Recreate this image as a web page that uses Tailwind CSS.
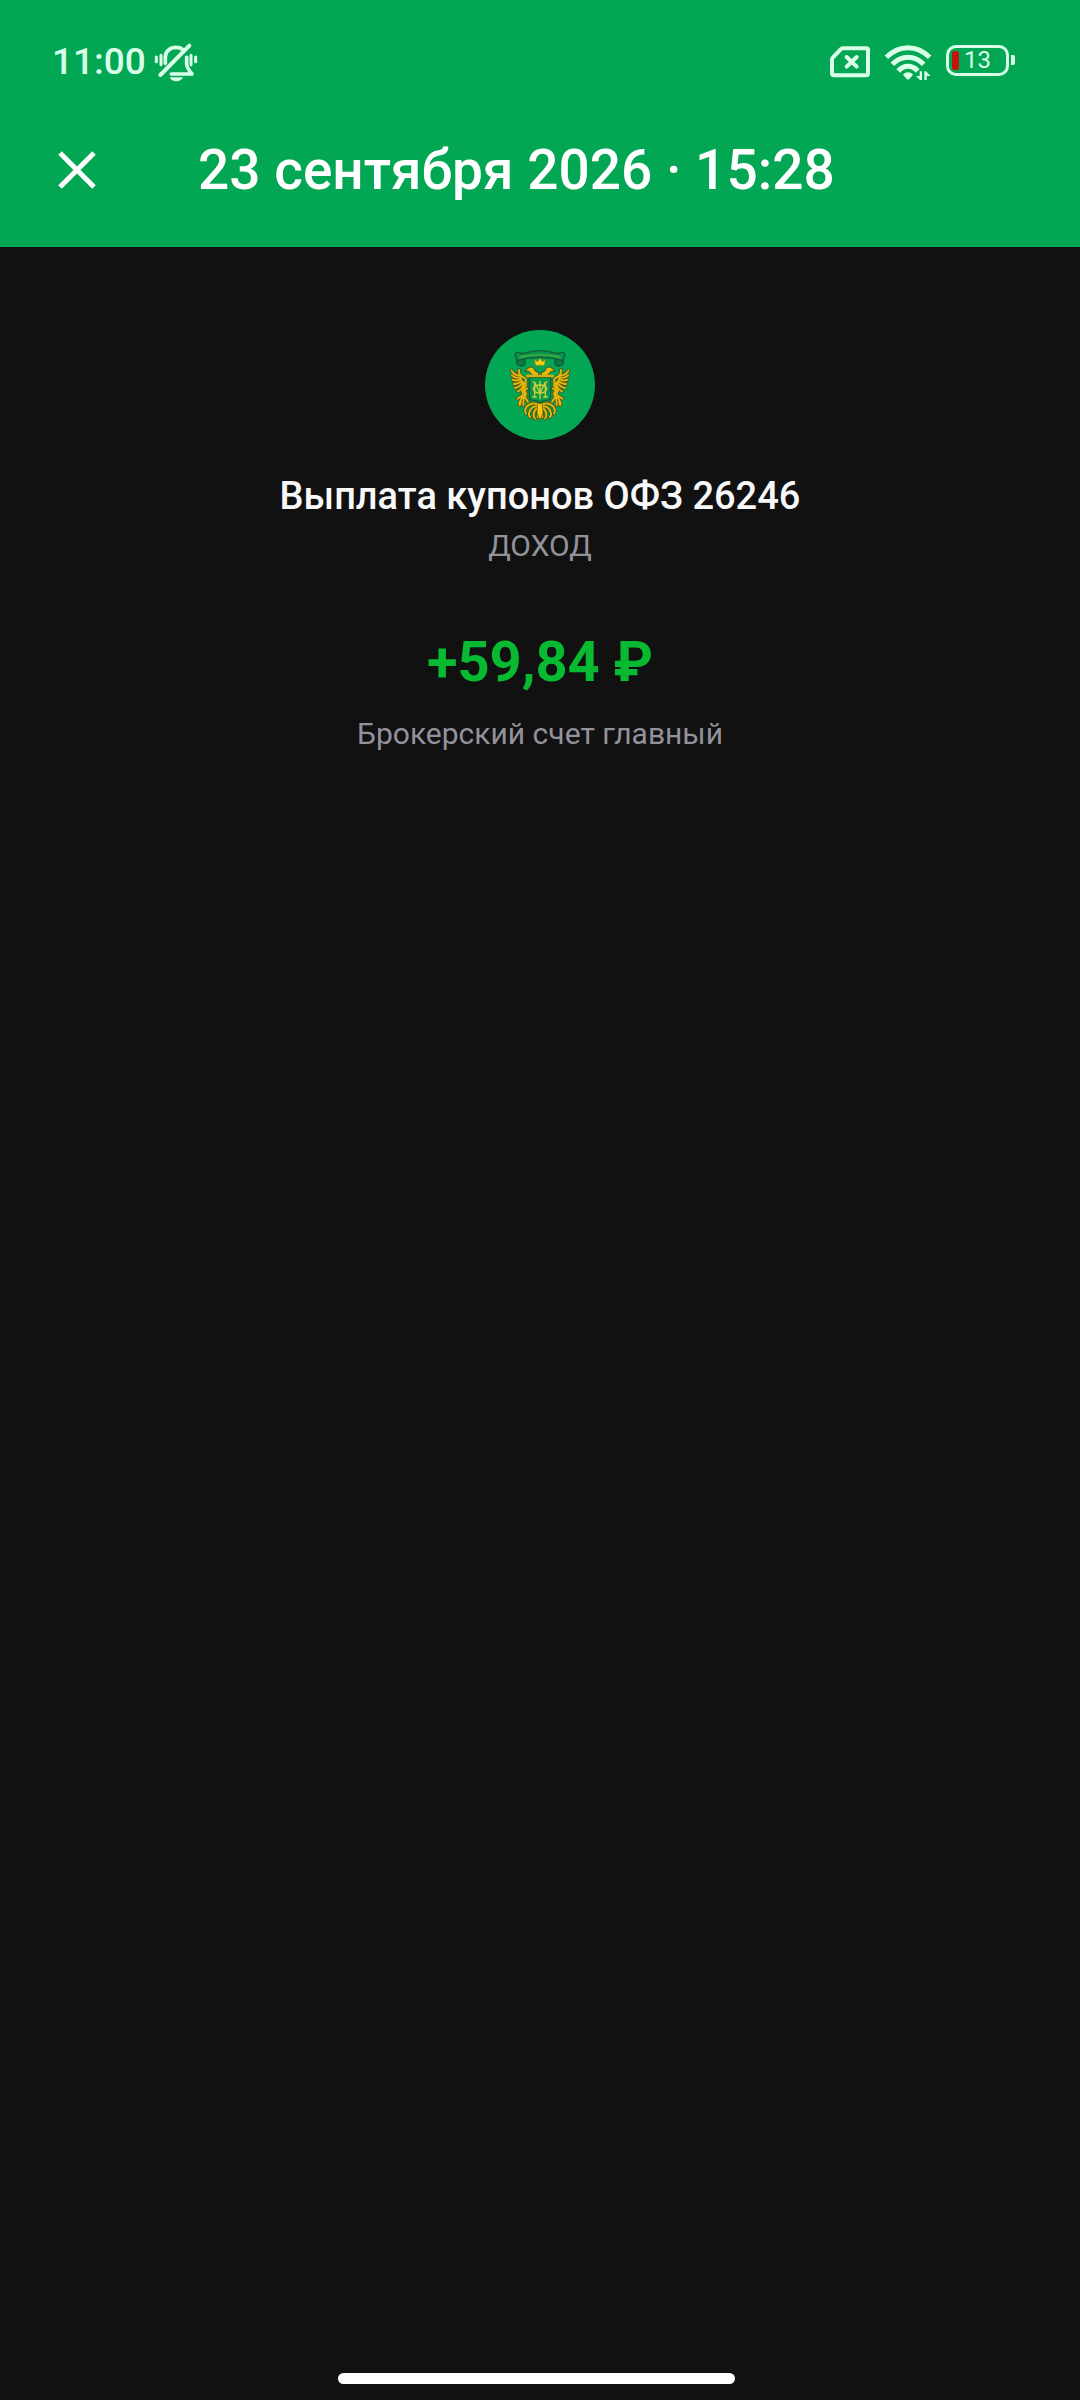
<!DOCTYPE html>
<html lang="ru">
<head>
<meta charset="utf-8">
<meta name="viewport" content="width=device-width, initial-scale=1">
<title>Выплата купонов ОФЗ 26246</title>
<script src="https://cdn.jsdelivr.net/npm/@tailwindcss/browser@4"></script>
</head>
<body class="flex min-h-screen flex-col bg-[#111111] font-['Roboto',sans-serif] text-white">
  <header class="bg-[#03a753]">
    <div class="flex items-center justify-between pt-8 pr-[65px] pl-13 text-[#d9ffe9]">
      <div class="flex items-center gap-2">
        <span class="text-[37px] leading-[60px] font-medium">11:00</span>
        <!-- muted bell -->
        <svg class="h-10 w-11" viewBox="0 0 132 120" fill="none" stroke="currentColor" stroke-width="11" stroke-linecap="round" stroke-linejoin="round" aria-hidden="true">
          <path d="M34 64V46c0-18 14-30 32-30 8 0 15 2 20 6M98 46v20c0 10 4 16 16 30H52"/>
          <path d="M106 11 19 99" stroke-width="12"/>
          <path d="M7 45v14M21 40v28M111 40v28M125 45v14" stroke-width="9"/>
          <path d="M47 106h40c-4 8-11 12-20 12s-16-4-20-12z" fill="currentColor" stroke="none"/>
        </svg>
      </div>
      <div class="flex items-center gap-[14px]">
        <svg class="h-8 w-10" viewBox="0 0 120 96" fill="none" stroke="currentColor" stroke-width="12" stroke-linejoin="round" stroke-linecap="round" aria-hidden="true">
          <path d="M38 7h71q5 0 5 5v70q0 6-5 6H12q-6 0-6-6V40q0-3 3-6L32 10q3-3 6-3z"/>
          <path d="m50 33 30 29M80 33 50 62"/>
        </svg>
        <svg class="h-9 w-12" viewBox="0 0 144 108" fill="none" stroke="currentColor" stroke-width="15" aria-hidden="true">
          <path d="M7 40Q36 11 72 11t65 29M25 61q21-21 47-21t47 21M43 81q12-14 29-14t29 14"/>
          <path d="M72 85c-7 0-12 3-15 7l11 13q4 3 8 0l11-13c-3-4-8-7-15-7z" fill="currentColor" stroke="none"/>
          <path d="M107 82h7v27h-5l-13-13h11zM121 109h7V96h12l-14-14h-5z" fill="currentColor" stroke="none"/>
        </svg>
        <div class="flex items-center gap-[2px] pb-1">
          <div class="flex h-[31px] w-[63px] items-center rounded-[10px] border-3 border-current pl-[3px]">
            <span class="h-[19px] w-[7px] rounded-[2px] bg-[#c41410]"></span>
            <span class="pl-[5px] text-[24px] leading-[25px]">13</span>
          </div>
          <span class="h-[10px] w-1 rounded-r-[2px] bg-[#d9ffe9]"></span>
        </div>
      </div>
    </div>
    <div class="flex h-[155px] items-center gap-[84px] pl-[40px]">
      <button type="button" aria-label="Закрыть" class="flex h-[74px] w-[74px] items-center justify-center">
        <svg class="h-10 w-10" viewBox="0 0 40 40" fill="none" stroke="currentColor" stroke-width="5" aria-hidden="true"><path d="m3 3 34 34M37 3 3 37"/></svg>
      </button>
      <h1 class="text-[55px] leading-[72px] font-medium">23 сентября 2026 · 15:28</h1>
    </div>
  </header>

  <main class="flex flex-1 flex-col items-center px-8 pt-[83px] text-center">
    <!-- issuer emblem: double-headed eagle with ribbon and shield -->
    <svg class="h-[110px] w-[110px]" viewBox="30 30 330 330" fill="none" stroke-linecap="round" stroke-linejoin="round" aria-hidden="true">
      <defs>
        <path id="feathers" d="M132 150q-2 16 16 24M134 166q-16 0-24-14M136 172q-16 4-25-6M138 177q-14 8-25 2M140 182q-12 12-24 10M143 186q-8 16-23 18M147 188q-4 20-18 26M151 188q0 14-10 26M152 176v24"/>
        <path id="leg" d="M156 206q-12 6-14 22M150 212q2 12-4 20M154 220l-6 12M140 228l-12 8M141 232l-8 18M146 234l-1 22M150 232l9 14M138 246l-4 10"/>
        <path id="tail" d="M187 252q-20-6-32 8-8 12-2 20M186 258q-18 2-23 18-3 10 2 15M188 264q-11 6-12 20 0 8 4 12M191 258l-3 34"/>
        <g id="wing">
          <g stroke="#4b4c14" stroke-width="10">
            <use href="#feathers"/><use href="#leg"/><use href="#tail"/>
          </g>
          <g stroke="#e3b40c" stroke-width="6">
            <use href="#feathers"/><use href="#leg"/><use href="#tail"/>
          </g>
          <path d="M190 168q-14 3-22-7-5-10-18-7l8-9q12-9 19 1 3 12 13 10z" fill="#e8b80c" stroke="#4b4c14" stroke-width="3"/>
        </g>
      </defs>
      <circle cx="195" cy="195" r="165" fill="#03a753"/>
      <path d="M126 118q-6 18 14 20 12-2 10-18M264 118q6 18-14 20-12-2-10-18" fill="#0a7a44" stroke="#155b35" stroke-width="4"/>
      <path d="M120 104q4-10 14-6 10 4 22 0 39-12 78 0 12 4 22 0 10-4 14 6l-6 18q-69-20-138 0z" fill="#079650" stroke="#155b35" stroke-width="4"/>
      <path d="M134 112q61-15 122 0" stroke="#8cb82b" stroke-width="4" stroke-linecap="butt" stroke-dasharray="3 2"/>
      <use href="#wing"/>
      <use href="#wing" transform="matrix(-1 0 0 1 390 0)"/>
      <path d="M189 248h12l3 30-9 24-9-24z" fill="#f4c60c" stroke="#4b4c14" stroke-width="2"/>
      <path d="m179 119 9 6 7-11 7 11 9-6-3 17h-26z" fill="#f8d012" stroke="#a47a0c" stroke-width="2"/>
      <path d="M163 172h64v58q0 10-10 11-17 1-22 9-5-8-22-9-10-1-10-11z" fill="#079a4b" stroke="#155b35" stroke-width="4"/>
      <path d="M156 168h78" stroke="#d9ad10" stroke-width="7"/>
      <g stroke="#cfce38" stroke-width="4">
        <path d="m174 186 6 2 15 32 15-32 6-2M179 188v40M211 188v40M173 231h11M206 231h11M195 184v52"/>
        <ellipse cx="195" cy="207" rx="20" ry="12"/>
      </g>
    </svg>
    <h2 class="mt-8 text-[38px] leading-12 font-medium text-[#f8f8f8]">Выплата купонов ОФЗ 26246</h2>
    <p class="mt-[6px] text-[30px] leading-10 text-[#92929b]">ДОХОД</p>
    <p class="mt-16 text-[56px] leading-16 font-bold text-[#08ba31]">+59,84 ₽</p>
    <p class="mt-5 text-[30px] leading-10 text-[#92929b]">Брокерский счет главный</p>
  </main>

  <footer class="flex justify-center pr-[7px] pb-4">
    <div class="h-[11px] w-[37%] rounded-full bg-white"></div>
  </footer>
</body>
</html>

+===+

WHAT THE TASK ASKS :: Transcribe the full listing above exactly as it stands, minus the pictures.

EXERCISE RESPONSE ::
Recreate this image as a web page that uses Tailwind CSS.
<!DOCTYPE html>
<html lang="ru">
<head>
<meta charset="utf-8">
<meta name="viewport" content="width=device-width, initial-scale=1">
<title>Выплата купонов ОФЗ 26246</title>
<script src="https://cdn.jsdelivr.net/npm/@tailwindcss/browser@4"></script>
</head>
<body class="flex min-h-screen flex-col bg-[#111111] font-['Roboto',sans-serif] text-white">
  <header class="bg-[#03a753]">
    <div class="flex items-center justify-between pt-8 pr-[65px] pl-13 text-[#d9ffe9]">
      <div class="flex items-center gap-2">
        <span class="text-[37px] leading-[60px] font-medium">11:00</span>
        <!-- muted bell -->
        <svg class="h-10 w-11" viewBox="0 0 132 120" fill="none" stroke="currentColor" stroke-width="11" stroke-linecap="round" stroke-linejoin="round" aria-hidden="true">
          <path d="M34 64V46c0-18 14-30 32-30 8 0 15 2 20 6M98 46v20c0 10 4 16 16 30H52"/>
          <path d="M106 11 19 99" stroke-width="12"/>
          <path d="M7 45v14M21 40v28M111 40v28M125 45v14" stroke-width="9"/>
          <path d="M47 106h40c-4 8-11 12-20 12s-16-4-20-12z" fill="currentColor" stroke="none"/>
        </svg>
      </div>
      <div class="flex items-center gap-[14px]">
        <svg class="h-8 w-10" viewBox="0 0 120 96" fill="none" stroke="currentColor" stroke-width="12" stroke-linejoin="round" stroke-linecap="round" aria-hidden="true">
          <path d="M38 7h71q5 0 5 5v70q0 6-5 6H12q-6 0-6-6V40q0-3 3-6L32 10q3-3 6-3z"/>
          <path d="m50 33 30 29M80 33 50 62"/>
        </svg>
        <svg class="h-9 w-12" viewBox="0 0 144 108" fill="none" stroke="currentColor" stroke-width="15" aria-hidden="true">
          <path d="M7 40Q36 11 72 11t65 29M25 61q21-21 47-21t47 21M43 81q12-14 29-14t29 14"/>
          <path d="M72 85c-7 0-12 3-15 7l11 13q4 3 8 0l11-13c-3-4-8-7-15-7z" fill="currentColor" stroke="none"/>
          <path d="M107 82h7v27h-5l-13-13h11zM121 109h7V96h12l-14-14h-5z" fill="currentColor" stroke="none"/>
        </svg>
        <div class="flex items-center gap-[2px] pb-1">
          <div class="flex h-[31px] w-[63px] items-center rounded-[10px] border-3 border-current pl-[3px]">
            <span class="h-[19px] w-[7px] rounded-[2px] bg-[#c41410]"></span>
            <span class="pl-[5px] text-[24px] leading-[25px]">13</span>
          </div>
          <span class="h-[10px] w-1 rounded-r-[2px] bg-[#d9ffe9]"></span>
        </div>
      </div>
    </div>
    <div class="flex h-[155px] items-center gap-[84px] pl-[40px]">
      <button type="button" aria-label="Закрыть" class="flex h-[74px] w-[74px] items-center justify-center">
        <svg class="h-10 w-10" viewBox="0 0 40 40" fill="none" stroke="currentColor" stroke-width="5" aria-hidden="true"><path d="m3 3 34 34M37 3 3 37"/></svg>
      </button>
      <h1 class="text-[55px] leading-[72px] font-medium">23 сентября 2026 · 15:28</h1>
    </div>
  </header>

  <main class="flex flex-1 flex-col items-center px-8 pt-[83px] text-center">
    <!-- issuer emblem: double-headed eagle with ribbon and shield -->
    <svg class="h-[110px] w-[110px]" viewBox="30 30 330 330" fill="none" stroke-linecap="round" stroke-linejoin="round" aria-hidden="true">
      <defs>
        <path id="feathers" d="M132 150q-2 16 16 24M134 166q-16 0-24-14M136 172q-16 4-25-6M138 177q-14 8-25 2M140 182q-12 12-24 10M143 186q-8 16-23 18M147 188q-4 20-18 26M151 188q0 14-10 26M152 176v24"/>
        <path id="leg" d="M156 206q-12 6-14 22M150 212q2 12-4 20M154 220l-6 12M140 228l-12 8M141 232l-8 18M146 234l-1 22M150 232l9 14M138 246l-4 10"/>
        <path id="tail" d="M187 252q-20-6-32 8-8 12-2 20M186 258q-18 2-23 18-3 10 2 15M188 264q-11 6-12 20 0 8 4 12M191 258l-3 34"/>
        <g id="wing">
          <g stroke="#4b4c14" stroke-width="10">
            <use href="#feathers"/><use href="#leg"/><use href="#tail"/>
          </g>
          <g stroke="#e3b40c" stroke-width="6">
            <use href="#feathers"/><use href="#leg"/><use href="#tail"/>
          </g>
          <path d="M190 168q-14 3-22-7-5-10-18-7l8-9q12-9 19 1 3 12 13 10z" fill="#e8b80c" stroke="#4b4c14" stroke-width="3"/>
        </g>
      </defs>
      <circle cx="195" cy="195" r="165" fill="#03a753"/>
      <path d="M126 118q-6 18 14 20 12-2 10-18M264 118q6 18-14 20-12-2-10-18" fill="#0a7a44" stroke="#155b35" stroke-width="4"/>
      <path d="M120 104q4-10 14-6 10 4 22 0 39-12 78 0 12 4 22 0 10-4 14 6l-6 18q-69-20-138 0z" fill="#079650" stroke="#155b35" stroke-width="4"/>
      <path d="M134 112q61-15 122 0" stroke="#8cb82b" stroke-width="4" stroke-linecap="butt" stroke-dasharray="3 2"/>
      <use href="#wing"/>
      <use href="#wing" transform="matrix(-1 0 0 1 390 0)"/>
      <path d="M189 248h12l3 30-9 24-9-24z" fill="#f4c60c" stroke="#4b4c14" stroke-width="2"/>
      <path d="m179 119 9 6 7-11 7 11 9-6-3 17h-26z" fill="#f8d012" stroke="#a47a0c" stroke-width="2"/>
      <path d="M163 172h64v58q0 10-10 11-17 1-22 9-5-8-22-9-10-1-10-11z" fill="#079a4b" stroke="#155b35" stroke-width="4"/>
      <path d="M156 168h78" stroke="#d9ad10" stroke-width="7"/>
      <g stroke="#cfce38" stroke-width="4">
        <path d="m174 186 6 2 15 32 15-32 6-2M179 188v40M211 188v40M173 231h11M206 231h11M195 184v52"/>
        <ellipse cx="195" cy="207" rx="20" ry="12"/>
      </g>
    </svg>
    <h2 class="mt-8 text-[38px] leading-12 font-medium text-[#f8f8f8]">Выплата купонов ОФЗ 26246</h2>
    <p class="mt-[6px] text-[30px] leading-10 text-[#92929b]">ДОХОД</p>
    <p class="mt-16 text-[56px] leading-16 font-bold text-[#08ba31]">+59,84 ₽</p>
    <p class="mt-5 text-[30px] leading-10 text-[#92929b]">Брокерский счет главный</p>
  </main>

  <footer class="flex justify-center pr-[7px] pb-4">
    <div class="h-[11px] w-[37%] rounded-full bg-white"></div>
  </footer>
</body>
</html>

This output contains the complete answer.